Guy's early films only ran for a minute or two, but as the film industry progressed, she worked on more notable projects. Her works included La vie du Christ in 1906. Despite her huge success, she was disappointed for not always getting the credit she deserved. “It is a failure; is it a success? I don’t know," wrote Guy.
- Age: Dec. at 94 (1873-1968)
- Birthplace: Saint-Mandé, France
Mary Anning had a life full of firsts when it came to finding fossils, but with an unfortunate childhood and many skeptics, life was not easy. She grew up very poor, and she and her brother were the only ones out of 10 children in the family who survived until adulthood. Anning's father was the one who first got her interested in fossil collecting. He taught her everything she needed to know about finding and cleaning fossils, but when he passed suddenly of tuberculosis, Anning's family struggled even more.
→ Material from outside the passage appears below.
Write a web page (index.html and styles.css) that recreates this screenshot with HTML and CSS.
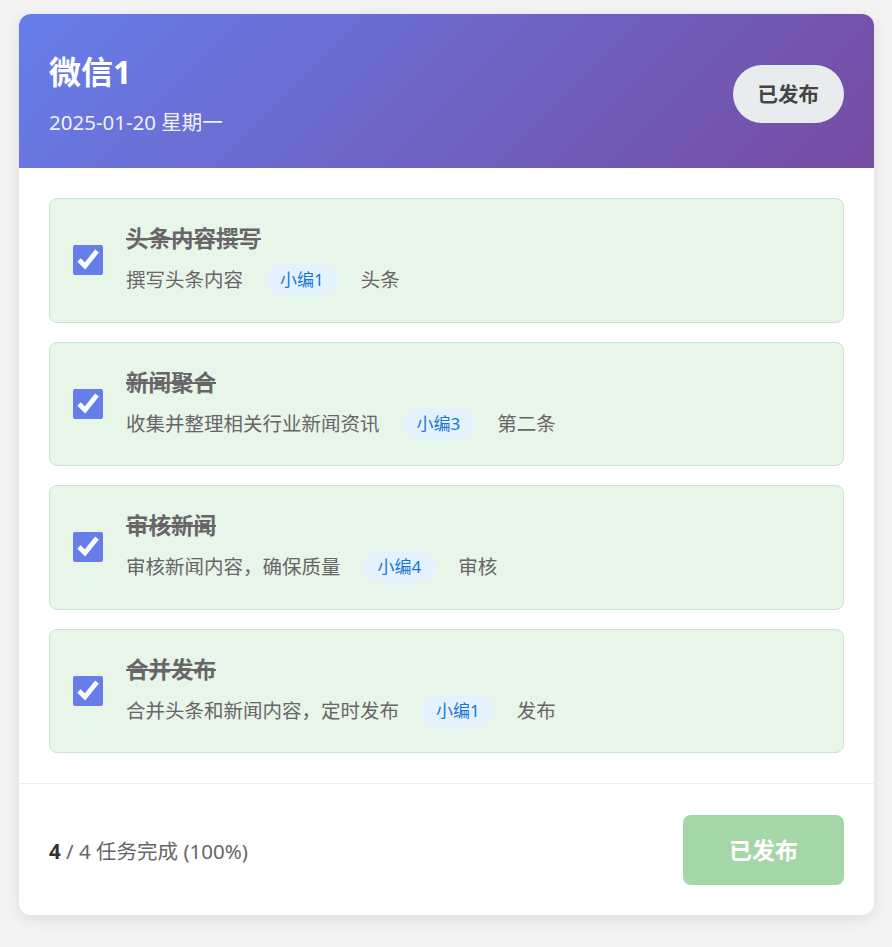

When Anning was 12 years old, her older brother Joseph found a peculiar fossilized skull. After that, Anning searched long and hard and eventually found the entire outline of an Ichthyosaur. The theory of extinction was still fairly recent, so many people were skeptical of Anning's discovery, thinking it was just a large crocodile.
But in 1823, Anning was the first person to discover a Plesiosaurus skeleton, which means "near to reptile." Because people were unfamiliar with discoveries like this, they quickly spread rumors saying the fossils were fake. And even those who did believe in her did not give her the recognition she deserved. Some scientists would buy fossils from her, but not credit her for her work. The Geological Society of London wouldn't even admit her until 1904 because women could not be admitted before then. She discovered many new creatures during her time on Earth.
- Age: Dec. at 47 (1799-1847)
- Birthplace: Lyme Regis, England
John Landis Mason Invented Mason Jars
John Landis Mason's invention might not have saved lives, but it helped save a lot of food. As you may have guessed from his name, he created Mason jars. Before his invention, the popular way to can food was to use wax to make an airtight seal. Needless to say, it was far too messy and tedious. Canning was a vital part of home life in rural areas or when trips to a grocery store were few and far between. Canning and preserving food may extend its shelf life for several years.
In 1858, Mason created jars that were made of transparent glass with a screw-on top. Inside the flat metal lids, he placed a rubber ring, which was crucial to making the container airtight. Sadly, he forgot to patent that part of his invention until Mason jars had already become widely popular. He slowly lost control over his invention and perished without being rich from success. It's amazing how such a simple product for us today could've been so revolutionary in its day.
"Mason jars are still popular because they're both useful and beautiful," said Marisa McClellan, a food canning expert. "Whether you use them for canning, dry good storage, drinking glasses, or just to hold pens on your desk, they are functional and pleasing."
- Age: Dec. at 70 (1832-1902)
- Birthplace: Philadelphia, Pennsylvania
- Photo: Courtesy of The Tucker Automobile Club of America, Inc. collection at The Tucker Historical Collection and Library / Wikimedia Commons / CC BY-SA 2.58
Preston Tucker Made The 'Car Of The Future' In The Past
Preston Tucker was a visionary in the car world, inventing many advanced, practical features used today. Tucker started out as just a mail messenger at General Motors, but he quickly worked his way up and went on to do incredible things. During the start of WWII, he invented and created a gun turret for Navy ships. But after the war, he returned to his love for cars.
Soon, Tucker went on to create new cars that were unlike any before. He introduced concepts like disc brakes, pop-out windshields, and padded dashboards with his new vehicles. The cars he created even drove better too since they had rear-mounted engines that were made from modified helicopter engines. The features of these cars were ahead of their time, and they quickly went on to shape the cars of the future.
Inventing these cars wasn't smooth sailing for Tucker, though. The government was skeptical of Tucker's business, claiming that he never planned to build any cars, which was certainly not the case. However, those allegations caused him to lose investors and workers, so his goals of building futuristic cars never fully succeeded. While many of these features helped boost future vehicles, Tucker never received proper credit for his work.